Especially if a decent life is founded by others - hard working people. More especially if the "decent" means (like in the UK) an own house, owning a car, holidays in Spain, plasma TV set etc.

You can't afford any of the above when you're on wellfare. (Maybe a cheap flat or an appartment.)

Its clearly visible in the UK. At first they pay a huge group of people just for sitting at home.

Because no one invests in these people. Most of them are forced to sit home, but you don't get it, do you? (Probably because you're reading those tabloids and magazines all the time!)

An then the newspapers wonders why these people are not interested in education or work.

Well, I am here, telling you that I am, and I'm one of the many young people who are interested in personal development, but I'm also telling you very loud and very clear why I can't afford a study. (Yet.) Which part of my story didn't you understand I wonder? (My situation is very similar to those situations of people in the UK.)

Immigrants filled this gap in the job market.

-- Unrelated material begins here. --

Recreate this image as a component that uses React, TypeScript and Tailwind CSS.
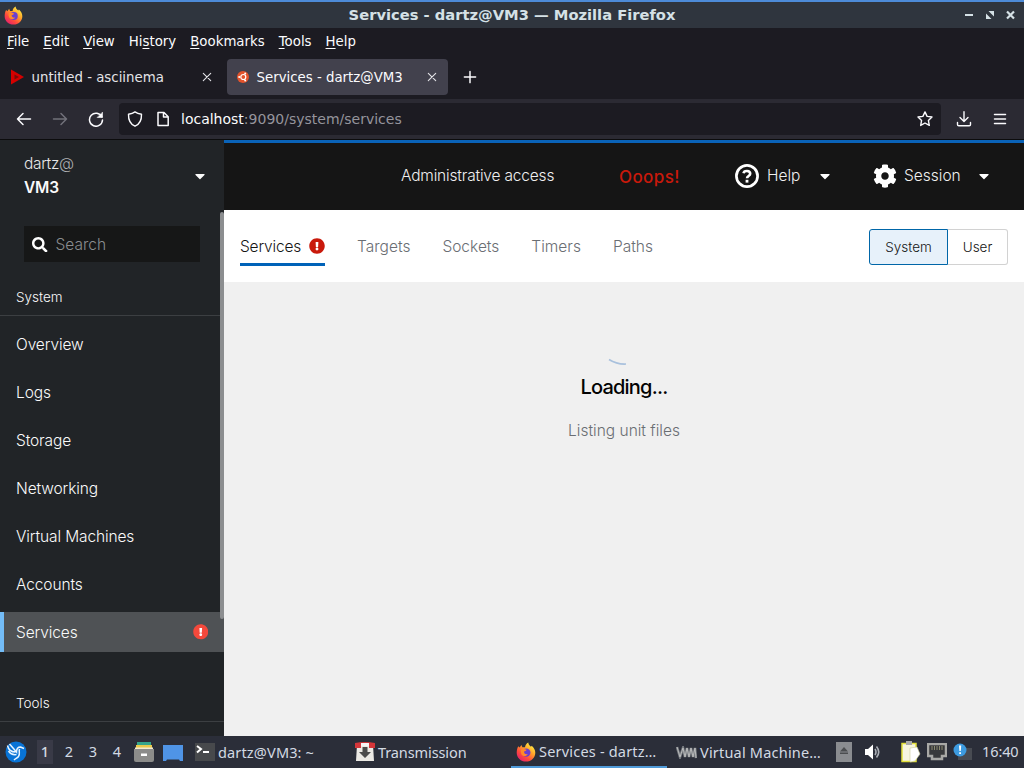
import clsx from "clsx";
import type { ReactNode } from "react";
import { FaCaretDown, FaCog, FaExclamationCircle, FaSearch } from "react-icons/fa";

const menus: [string, string, string][] = [
  ["", "F", "ile"],
  ["", "E", "dit"],
  ["", "V", "iew"],
  ["Hi", "s", "tory"],
  ["", "B", "ookmarks"],
  ["", "T", "ools"],
  ["", "H", "elp"],
];

const navItems = ["Overview", "Logs", "Storage", "Networking", "Virtual Machines", "Accounts", "Services"];

function FirefoxLogo({ className }: { className?: string }) {
  return (
    <svg viewBox="0 0 20 20" className={className}>
      <defs>
        <linearGradient id="fx" x1="0.85" y1="0.1" x2="0.2" y2="0.95">
          <stop offset="0" stopColor="#fff044" />
          <stop offset="0.35" stopColor="#ffa52a" />
          <stop offset="0.7" stopColor="#ff4a3c" />
          <stop offset="1" stopColor="#e5226b" />
        </linearGradient>
      </defs>
      <path
        fill="url(#fx)"
        d="M2.2 4.2 3.6 5.6 5.4 3 6.4 5.3 9 5.2C9.2 3 10.5 1.4 12.3.4c.1 2.300 1.500 3.200 2.700 4.300L15.700 3.700c2.200 1.800 3.600 4.200 3.600 7C19.300 15.800 15.200 19.600 10 19.600S.7 15.800.7 10.700c0-2.500.5-4.700 1.500-6.500Z"
      />
      <circle cx="10.300" cy="10.600" r="4.200" fill="#6a3fd0" />
      <path fill="#ff8a2a" d="M5 7.600c2-.8 3.800-.7 5.600.2-.4 1.200-1.800 1.400-2.600 2 .2 2 1.600 2.900 3.800 2.400-1.300 2.300-5.200 2.500-6.500-.3-.6-1.400-.7-2.800-.3-4.300Z" />
    </svg>
  );
}

function Stroke({ children, size = 16, width = 1.5, className }: { children: ReactNode; size?: number; width?: number; className?: string }) {
  return (
    <svg
      width={size}
      height={size}
      viewBox="0 0 16 16"
      fill="none"
      stroke="currentColor"
      strokeWidth={width}
      strokeLinecap="round"
      strokeLinejoin="round"
      className={clsx("shrink-0", className)}
    >
      {children}
    </svg>
  );
}

function CloseIcon() {
  return (
    <Stroke width={1.1} className="text-[#e4e4e8]">
      <path d="m4.300 4.300 7.400 7.400M11.700 4.300l-7.400 7.400" />
    </Stroke>
  );
}

function TitleBar() {
  return (
    <div className="flex h-7 items-center border-t-2 border-[#4d8bd8] bg-[#2f353e] pr-2 pl-1 text-[#d5e1e6]">
      <FirefoxLogo className="h-[19px] w-[19px]" />
      <div className="flex-1 pl-[38px] text-center text-[14.7px] leading-none font-bold">
        Services - dartz@VM3 — Mozilla Firefox
      </div>
      <svg width="53" height="12" viewBox="0 0 53 12" fill="currentColor">
        <path d="M2 5h8v2H2zM25.500 2H31v5.500zM23 4.500l5.500 5.500H23z" />
        <path d="m44 2.500 7 7m0-7-7 7" stroke="currentColor" strokeWidth="2.200" />
      </svg>
    </div>
  );
}

function MenuBar() {
  return (
    <div className="flex h-[27px] items-center gap-[14px] bg-[#1c1b22] pl-[7px] text-[13.330px] text-[#fbfbfe]">
      {menus.map(([before, key, after]) => (
        <span key={after}>
          {before}
          <span className="underline underline-offset-2">{key}</span>
          {after}
        </span>
      ))}
    </div>
  );
}

function TabStrip() {
  return (
    <div className="flex h-11 items-center bg-[#1c1b22] text-[13.330px] text-[#fbfbfe]">
      <div className="flex h-9 w-[227px] items-center pr-3">
        <svg width="16" height="16" viewBox="0 0 16 16" className="ml-2.5">
          <path d="M1 .5 14 8 1 15.500Z" fill="#d40000" />
          <path d="M4.500 5.500 9 8l-4.500 2.500Z" fill="#7a0808" />
        </svg>
        <span className="ml-[5.500px] flex-1 pt-0.5 text-[#e4e4e8]">untitled - asciinema</span>
        <CloseIcon />
      </div>
      <div className="flex h-9 w-[221px] items-center rounded bg-[#42414d] pr-2 pl-[9px]">
        <svg width="14" height="14" viewBox="0 0 14 14">
          <circle cx="7" cy="7" r="6" fill="#e2532c" />
          <circle cx="7.300" cy="7" r="2.500" fill="none" stroke="#fff" strokeWidth="1.200" />
          <circle cx="3.200" cy="7" r="1" fill="#fff" />
          <circle cx="9.200" cy="3.500" r="1" fill="#fff" />
          <circle cx="9.200" cy="10.500" r="1" fill="#fff" />
        </svg>
        <span className="ml-[6.500px] flex-1 pt-0.5">Services - dartz@VM3</span>
        <CloseIcon />
      </div>
      <Stroke size={18} width={1.300} className="ml-[13px]">
        <path d="M8 3v10M3 8h10" />
      </Stroke>
    </div>
  );
}

function Toolbar() {
  return (
    <div className="flex h-[41px] items-center border-b border-[#0c0c0d] bg-[#2b2a33] text-[#fbfbfe]">
      <Stroke className="ml-4">
        <path d="M14.500 8H1.500M7 2.500 1.500 8 7 13.500" />
      </Stroke>
      <Stroke className="ml-5 text-[#72717a]">
        <path d="M1.500 8h13M9 2.500 14.500 8 9 13.500" />
      </Stroke>
      <Stroke className="ml-5">
        <path d="M13.800 5.800A6.500 6.500 0 1 0 14.500 9" />
        <path d="M14.500 1.500v5h-5z" fill="currentColor" strokeWidth=".6" />
      </Stroke>
      <div className="ml-[15px] flex h-8 w-[822px] items-center rounded bg-[#1c1b22] px-2">
        <Stroke width={1.400}>
          <path d="M8 .9C6 2.400 4 2.900 1.500 3.200 1.300 8.800 3.500 13.200 8 15.200c4.500-2 6.700-6.400 6.500-12C12 2.900 10 2.400 8 .9Z" />
        </Stroke>
        <Stroke className="ml-3">
          <path d="M3 1.500h6l4.200 4.200v8.800H3zM8.500 1.500V6h4.500" />
        </Stroke>
        <span className="ml-[10px] flex-1 text-[14px] text-[#95949c]">
          <span className="text-[#fbfbfe]">localhost</span>:9090/system/services
        </span>
        <Stroke width={1.400}>
          <path d="m8 .9 2.100 4.500 4.900.6-3.600 3.400.9 5L8 12l-4.300 2.400.9-5L1 6l4.900-.6Z" />
        </Stroke>
      </div>
      <Stroke className="ml-[15px]" width={1.400}>
        <path d="M8 .8v9.500M4 6.500l4 4 4-4M1.500 11.500v2q0 1.300 1.300 1.300h10.400q1.300 0 1.300-1.300v-2" />
      </Stroke>
      <Stroke className="ml-5">
        <path d="M2.500 3.500h11M2.500 8h11M2.500 12.500h11" />
      </Stroke>
    </div>
  );
}

function Sidebar() {
  return (
    <aside className="relative w-56 shrink-0 overflow-hidden bg-[#212427] text-[#fafafa]">
      <div className="flex items-center justify-between px-6 pt-3">
        <div className="text-[15.500px] leading-6">
          <div className="tracking-[-0.35px] text-[#e8e8e8]">
            dartz<span className="text-[#b0b2b4]">@</span>
          </div>
          <div className="font-semibold tracking-[-0.2px]">VM3</div>
        </div>
        <FaCaretDown className="-mr-2 mb-px w-4" />
      </div>
      <div className="mx-6 mt-[26px] flex h-9 items-center bg-[#161717] pt-px pl-2 text-[15.500px] text-[#8a8d90]">
        <FaSearch className="mr-2 text-white" />
        Search
      </div>
      <h2 className="mt-[25px] border-b border-[#3c3f42] px-4 pb-[7px] text-[13.500px] leading-[21px]">System</h2>
      <nav className="mt-2 flex flex-col gap-2">
        {navItems.map((item) => (
          <a
            key={item}
            className={clsx(
              "flex h-10 items-center justify-between px-4 pt-0.5 text-[15.500px] tracking-[-0.12px]",
              item === "Services" && "border-l-4 border-[#73bcf7] bg-[#4f5255] pl-3"
            )}
          >
            {item}
            {item === "Services" && (
              <span className="mb-0.5 flex rounded-full bg-[radial-gradient(white_50%,transparent_52%)]">
                <FaExclamationCircle className="text-[#f4493c]" />
              </span>
            )}
          </a>
        ))}
      </nav>
      <h2 className="mt-[41px] border-b border-[#3c3f42] px-4 pb-[7px] text-[13.500px] leading-[21px]">Tools</h2>
      <div className="absolute top-[72px] right-0 h-[407px] w-1 rounded-full bg-[#8c8e90]" />
    </aside>
  );
}

function Masthead() {
  return (
    <header className="flex h-[70px] items-center border-t-3 border-[#0a63b8] bg-[#151515] pr-8 pb-[2px] text-[15.500px] text-[#f0f0f0]">
      <span className="ml-[177px] w-[218px] pt-px tracking-[-0.18px]">Administrative access</span>
      <span className="w-[116px] pt-1 text-[17px] font-medium tracking-[0.4px] text-[#c9190b]">Ooops!</span>
      <svg width="24" height="24" viewBox="0 0 24 24" fill="none" stroke="#fff">
        <circle cx="12" cy="12" r="10.600" strokeWidth="2.700" />
        <path d="M8.500 9.300C9.100 6 15.300 6.200 15.200 9.800c0 2.200-3.200 2.200-3.200 4.400" strokeWidth="2.600" />
        <path d="M12 15.800v2.800" strokeWidth="2.800" />
      </svg>
      <span className="ml-2 w-[50px] pt-px">Help</span>
      <FaCaretDown className="text-base text-white" />
      <FaCog className="ml-[40px] text-[24px] text-white" />
      <span className="ml-[7px] w-[72px] pt-px">Session</span>
      <FaCaretDown className="text-base text-white" />
    </header>
  );
}

function Services() {
  return (
    <main className="flex min-w-0 flex-1 flex-col bg-[#f0f0f0]">
      <Masthead />
      <div className="flex h-[72px] items-center justify-between bg-white px-4 pt-px">
        <div className="flex gap-8 text-[15.500px] text-[#6a6e73]">
          <div className="-mb-[3px] flex h-[36px] items-center border-b-[3px] border-[#0062b8] pt-px tracking-[-0.18px] text-[#151515]">
            Services
            <FaExclamationCircle className="mb-0.5 ml-2 text-base text-[#c9190b]" />
          </div>
          {["Targets", "Sockets", "Timers", "Paths"].map((tab) => (
            <div key={tab} className="flex h-[33px] items-center pt-px">
              {tab}
            </div>
          ))}
        </div>
        <div className="flex h-9 text-[13.500px] text-[#151515]">
          <button className="w-[79px] rounded-l-[3px] border border-[#0066a8] bg-[#e7f1fa] pt-px">System</button>
          <button className="w-[60px] rounded-r-[3px] border border-l-0 border-[#d2d2d2] pt-px">User</button>
        </div>
      </div>
      <div className="flex flex-col items-center pt-[76px]">
        <svg width="20" height="10" viewBox="0 0 20 10" className="-ml-3" fill="none">
          <path d="M1 1.500Q9 6.500 18 6" stroke="#a9c1dd" strokeWidth="1.700" />
        </svg>
        <h1 className="mt-1 text-xl leading-[30px] font-medium tracking-[-0.8px] text-[#030303]">Loading...</h1>
        <p className="mt-[17px] text-[15.500px] leading-6 text-[#6a6e73]">Listing unit files</p>
      </div>
    </main>
  );
}

function Taskbar() {
  return (
    <footer className="flex h-8 items-center bg-[#2b2e39] font-['Noto_Sans',sans-serif] text-[14.500px] whitespace-nowrap text-[#d3dae3]">
      <svg width="22" height="22" viewBox="0 0 22 22" className="ml-[5px]">
        <circle cx="11" cy="11" r="10.500" fill="#0873d6" />
        <path
          d="M2.500 4.500c1 4.500 4 6.500 8 6.500M4.500 3l7 8c0-3 1.500-5 4-5l3.500 1.500M3.500 10c2 3 5 4 8 3.500M14.500 8c-1 2.500 1 5-1 7.500-1 1.500-3 2-4.500 3.500"
          fill="none"
          stroke="#e7f4ff"
          strokeWidth="1.500"
        />
      </svg>
      <span className="ml-[10px] flex h-6 w-4 items-center justify-center bg-[#393a47] font-medium">1</span>
      <span className="ml-1 w-6 text-center">2</span>
      <span className="w-6 text-center">3</span>
      <span className="w-6 text-center">4</span>
      <svg width="20" height="22" viewBox="0 0 20 22" className="ml-[5px]">
        <path fill="#35a58c" d="M3 1h14v3H3z" />
        <path fill="#e9c94b" d="M2 4h16v3H2z" />
        <path fill="#f3ead0" d="M1 6.500h18V9H1z" />
        <path fill="#8c8c8a" d="M0 8h20v11q0 2-2 2H2q-2 0-2-2z" />
        <path fill="#fff" d="M7 12.500h6V15H7z" />
      </svg>
      <svg width="20" height="16" viewBox="0 0 20 16" className="mt-0.5 ml-[9px]">
        <path fill="#4f94e6" d="M0 0h20v16h-3l-1-1.500H4L3 16H0z" />
      </svg>
      <svg width="20" height="18" viewBox="0 0 20 18" className="ml-3">
        <path fill="#47494c" d="M0 0h20v18H0z" />
        <path d="m2 3 4 3-4 3.500M8 9h6" fill="none" stroke="#fff" strokeWidth="2" />
      </svg>
      <span className="mt-0.5 ml-[3px] w-[137px] tracking-[0.15px]">dartz@VM3: ~</span>
      <svg width="20" height="20" viewBox="0 0 20 20">
        <path fill="#eceae5" d="M2 3h16l1 16H1z" />
        <path fill="#d5363a" d="M0 1q10-2 20 0v5h-6V4H6v2H0z" />
        <path fill="#f5f5f5" d="M6 1h8v3H6z" />
        <path fill="#4c4c4c" d="M7.500 5h5v5H16l-6 6-6-6h3.500z" />
      </svg>
      <span className="mt-0.5 ml-[3px] w-[133px] tracking-[-0.1px]">Transmission</span>
      <div className="flex h-full w-[156px] items-center border-b-2 border-[#4f9ad8] pt-0.5 pl-[5px]">
        <FirefoxLogo className="h-5 w-5 shrink-0" />
        <span className="ml-[3px] tracking-[0.2px]">Services - dartz…</span>
      </div>
      <svg width="21" height="13" viewBox="0 0 21 13" className="ml-[9px]" fill="none">
        <path d="m1 1 3 10 3-9 2 9 2-9 2 9 2-9 2 9 2-9 1 10" stroke="#777b80" strokeWidth="2.600" />
        <path d="m1 1 3 10 3-9 2 9 2-9 2 9 2-9 2 9 2-9 1 10" stroke="#c8c8c8" strokeWidth=".8" />
      </svg>
      <span className="mt-0.5 ml-[3px] w-[136px] tracking-[0.2px]">Virtual Machine…</span>
      <svg width="16" height="20" viewBox="0 0 16 20">
        <path fill="#8a8c90" d="M0 0h16v20H0z" />
        <path fill="#4b4d50" d="m8 5 4 4.500H4zM4 10.500h8V12H4z" />
      </svg>
      <svg width="18" height="16" viewBox="0 0 18 16" className="ml-3">
        <path fill="#fff" d="M1 5h3l5-4.500v15L4 11H1z" />
        <path d="M11 5q2 3 0 6M12.500 2.500q4.500 5.500 0 11" fill="none" stroke="#a9adb4" strokeWidth="1.600" />
      </svg>
      <svg width="22" height="22" viewBox="0 0 22 22" className="ml-[18px]">
        <path fill="#f7f5df" stroke="#e3e03a" strokeWidth="1.500" d="M2 2.500h14v18H2z" />
        <path fill="#aaa" d="M6 0h6v4H6z" />
        <path fill="#fff" stroke="#cfcf9a" strokeWidth=".6" d="m10 7 7-1 3 7-5 7-5 1z" />
      </svg>
      <svg width="20" height="18" viewBox="0 0 20 18" className="ml-[5px]">
        <path fill="#38393b" stroke="#a8a8a5" strokeWidth="2.500" d="M1 1h18v12h-4v3H5v-3H1z" />
        <path d="M5 3v4m2.500-4v4M10 3v4m2.500-4v4M15 3v4" stroke="#8a8a70" />
      </svg>
      <svg width="20" height="18" viewBox="0 0 20 18" className="ml-[6px]">
        <path fill="#484b52" d="M9 5h10v12H5V9z" />
        <circle cx="7" cy="7" r="6.500" fill="#3d9be0" />
        <path fill="#fff" d="M6 2.500h2.200L7.800 8H6.400zM6.200 9.200h1.800V11H6.200z" />
      </svg>
      <span className="ml-[9px] tracking-[-0.1px]">16:40</span>
    </footer>
  );
}

export default function App() {
  return (
    <div className="flex h-screen w-[1024px] flex-col overflow-hidden font-['DejaVu_Sans',sans-serif]">
      <TitleBar />
      <MenuBar />
      <TabStrip />
      <Toolbar />
      <div className="flex min-h-0 flex-1 font-['Inter',sans-serif] font-light">
        <Sidebar />
        <Services />
      </div>
      <Taskbar />
    </div>
  );
}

No, they replaced your local working class, because most employers like the idea of having an endless supply of people they can pay less, and they're even happier when they don't have to promise anyone a contract or anything. You know what I keep hearing where I live? ''We don't have work for you.'' Guess what? If I look out of my window, I can see people work at the same company I called a few times. I have more than enough qualifications for that job.

I hope you'll be aware of the consequences for our future before it all gets out of hand, because at some point it will damage your own community, and when that happens there's no turning back. I'm willing to bet that you'll have more problems than you already seem to have now, but by all means, keep exploiting people and stick your head in the sand when they're trying to talk about a solution.